New York: Iran did shut down its nuclear weapons program in 2003 but restarted it a year later, dispersing the equipment to thwart international inspectors, an overseas Iranian opposition group told the Wall Street Journal.

The group, the National Council of Resistance of Iran (NCRI), exposed the country's nuclear-fuel programme in 2002 and now believes a recent US analysis is giving the wrong impression that Iran's nuclear programme is not an urgent threat, the newspaper reported on Tuesday.

The group  said the facility was broken into 11 fields of research, including projects to develop a nuclear trigger and shape weapons-grade uranium into a warhead, the paper said.

"They scattered the weaponisation program to other locations and restarted in 2004," Mohammad Mohaddessin, the NCRI's foreign affairs chief, told the Journal.

The US National Intelligence Estimate published last week said Iran's weapons programme was frozen in 2003, contradicting an earlier report that the Islamic Republic was determined to build a nuclear bomb.

Israeli Prime Minister Ehud Olmert disagreed, saying Israel believes Iran will have the resources to create a nuclear weapon by 2010. But the estimate dampened any enthusiasm among Russia and China for more UN sanctions against Iran.

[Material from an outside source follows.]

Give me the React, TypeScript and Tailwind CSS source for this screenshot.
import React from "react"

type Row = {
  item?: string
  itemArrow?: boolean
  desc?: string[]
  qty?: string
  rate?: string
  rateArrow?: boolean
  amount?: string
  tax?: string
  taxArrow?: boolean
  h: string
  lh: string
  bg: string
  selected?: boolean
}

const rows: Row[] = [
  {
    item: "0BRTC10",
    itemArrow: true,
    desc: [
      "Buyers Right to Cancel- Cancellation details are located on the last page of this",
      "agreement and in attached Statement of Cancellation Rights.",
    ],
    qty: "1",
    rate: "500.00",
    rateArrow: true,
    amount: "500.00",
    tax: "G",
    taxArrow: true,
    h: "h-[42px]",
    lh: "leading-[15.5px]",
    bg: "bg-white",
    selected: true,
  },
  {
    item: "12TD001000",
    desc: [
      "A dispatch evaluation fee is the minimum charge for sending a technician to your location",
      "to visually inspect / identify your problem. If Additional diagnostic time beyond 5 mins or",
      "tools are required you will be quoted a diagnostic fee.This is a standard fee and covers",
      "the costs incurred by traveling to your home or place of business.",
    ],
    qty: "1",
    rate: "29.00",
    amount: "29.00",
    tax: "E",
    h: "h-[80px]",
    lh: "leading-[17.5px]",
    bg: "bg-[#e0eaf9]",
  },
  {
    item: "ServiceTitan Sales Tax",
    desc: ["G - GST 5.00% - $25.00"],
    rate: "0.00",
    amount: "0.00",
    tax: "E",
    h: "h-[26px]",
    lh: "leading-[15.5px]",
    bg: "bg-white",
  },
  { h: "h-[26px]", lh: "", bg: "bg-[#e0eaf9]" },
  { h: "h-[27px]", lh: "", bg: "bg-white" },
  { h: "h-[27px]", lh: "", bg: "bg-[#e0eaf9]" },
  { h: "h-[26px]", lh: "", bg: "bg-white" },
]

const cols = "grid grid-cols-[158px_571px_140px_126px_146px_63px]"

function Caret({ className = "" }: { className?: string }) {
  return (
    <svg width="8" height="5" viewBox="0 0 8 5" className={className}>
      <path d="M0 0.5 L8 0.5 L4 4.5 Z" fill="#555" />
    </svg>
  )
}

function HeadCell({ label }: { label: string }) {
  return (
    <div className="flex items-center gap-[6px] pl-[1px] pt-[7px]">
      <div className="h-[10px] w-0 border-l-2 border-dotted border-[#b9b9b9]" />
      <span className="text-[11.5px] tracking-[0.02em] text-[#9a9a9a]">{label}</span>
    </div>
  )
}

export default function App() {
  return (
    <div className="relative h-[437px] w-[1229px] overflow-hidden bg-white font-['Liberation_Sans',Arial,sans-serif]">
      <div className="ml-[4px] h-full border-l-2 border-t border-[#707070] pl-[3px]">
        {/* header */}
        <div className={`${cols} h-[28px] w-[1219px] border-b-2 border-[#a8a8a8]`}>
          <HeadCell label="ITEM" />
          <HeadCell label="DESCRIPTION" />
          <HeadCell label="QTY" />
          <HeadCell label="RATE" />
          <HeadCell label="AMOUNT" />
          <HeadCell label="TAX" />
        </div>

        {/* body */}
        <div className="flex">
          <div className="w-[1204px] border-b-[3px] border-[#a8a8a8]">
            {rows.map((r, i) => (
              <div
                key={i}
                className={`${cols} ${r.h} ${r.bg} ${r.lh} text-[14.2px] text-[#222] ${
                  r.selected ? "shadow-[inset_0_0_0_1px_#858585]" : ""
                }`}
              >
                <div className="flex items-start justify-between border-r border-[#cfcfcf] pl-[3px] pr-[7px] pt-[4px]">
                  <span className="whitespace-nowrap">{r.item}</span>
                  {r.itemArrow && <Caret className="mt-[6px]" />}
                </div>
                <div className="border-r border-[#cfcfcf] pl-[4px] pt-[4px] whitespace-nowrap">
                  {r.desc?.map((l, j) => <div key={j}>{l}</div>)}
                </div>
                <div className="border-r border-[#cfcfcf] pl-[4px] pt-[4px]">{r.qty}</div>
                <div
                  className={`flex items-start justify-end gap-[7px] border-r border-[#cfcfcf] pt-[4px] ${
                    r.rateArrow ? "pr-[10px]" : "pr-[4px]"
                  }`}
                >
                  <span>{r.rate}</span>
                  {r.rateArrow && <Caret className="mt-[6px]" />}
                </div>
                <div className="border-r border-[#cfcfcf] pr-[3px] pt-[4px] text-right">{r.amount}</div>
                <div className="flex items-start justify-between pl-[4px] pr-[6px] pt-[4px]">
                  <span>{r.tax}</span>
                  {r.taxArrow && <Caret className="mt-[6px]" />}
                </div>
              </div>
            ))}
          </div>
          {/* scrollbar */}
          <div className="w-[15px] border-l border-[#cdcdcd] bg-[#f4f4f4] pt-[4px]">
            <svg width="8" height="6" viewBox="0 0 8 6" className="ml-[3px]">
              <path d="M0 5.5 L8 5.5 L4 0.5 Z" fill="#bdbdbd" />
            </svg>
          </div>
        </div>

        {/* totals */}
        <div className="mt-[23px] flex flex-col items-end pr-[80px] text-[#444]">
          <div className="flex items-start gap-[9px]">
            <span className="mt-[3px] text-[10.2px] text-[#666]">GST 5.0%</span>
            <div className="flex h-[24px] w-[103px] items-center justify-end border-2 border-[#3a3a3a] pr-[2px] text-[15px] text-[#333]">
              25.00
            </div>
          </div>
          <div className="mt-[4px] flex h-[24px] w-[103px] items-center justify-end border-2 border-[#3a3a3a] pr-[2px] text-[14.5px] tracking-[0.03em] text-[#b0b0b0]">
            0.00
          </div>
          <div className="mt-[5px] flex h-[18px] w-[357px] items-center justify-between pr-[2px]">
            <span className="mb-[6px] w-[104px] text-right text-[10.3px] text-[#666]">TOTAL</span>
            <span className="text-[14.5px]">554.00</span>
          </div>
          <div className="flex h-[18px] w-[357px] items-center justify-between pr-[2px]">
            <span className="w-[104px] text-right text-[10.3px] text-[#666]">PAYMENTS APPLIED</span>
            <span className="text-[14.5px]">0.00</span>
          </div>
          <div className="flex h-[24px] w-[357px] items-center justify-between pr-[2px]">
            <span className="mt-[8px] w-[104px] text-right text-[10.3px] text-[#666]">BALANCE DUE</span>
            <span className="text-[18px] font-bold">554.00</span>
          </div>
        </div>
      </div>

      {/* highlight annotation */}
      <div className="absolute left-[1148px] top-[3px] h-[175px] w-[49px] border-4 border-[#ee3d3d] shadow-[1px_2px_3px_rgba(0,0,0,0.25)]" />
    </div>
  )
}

The NCRI is listed by the United States as a terrorist organisation, and its armed wing is seen as a terrorist group by the European Union. The NCRI has had a mixed record of accuracy with its nuclear claims about Iran, the Journal said.

The NCRI does agree that Iran's Supreme National Security Council decided to shut down its most important nuclear weapons research centre in eastern Tehran, called Lavisan-Shian, in August 2003, the Journal said.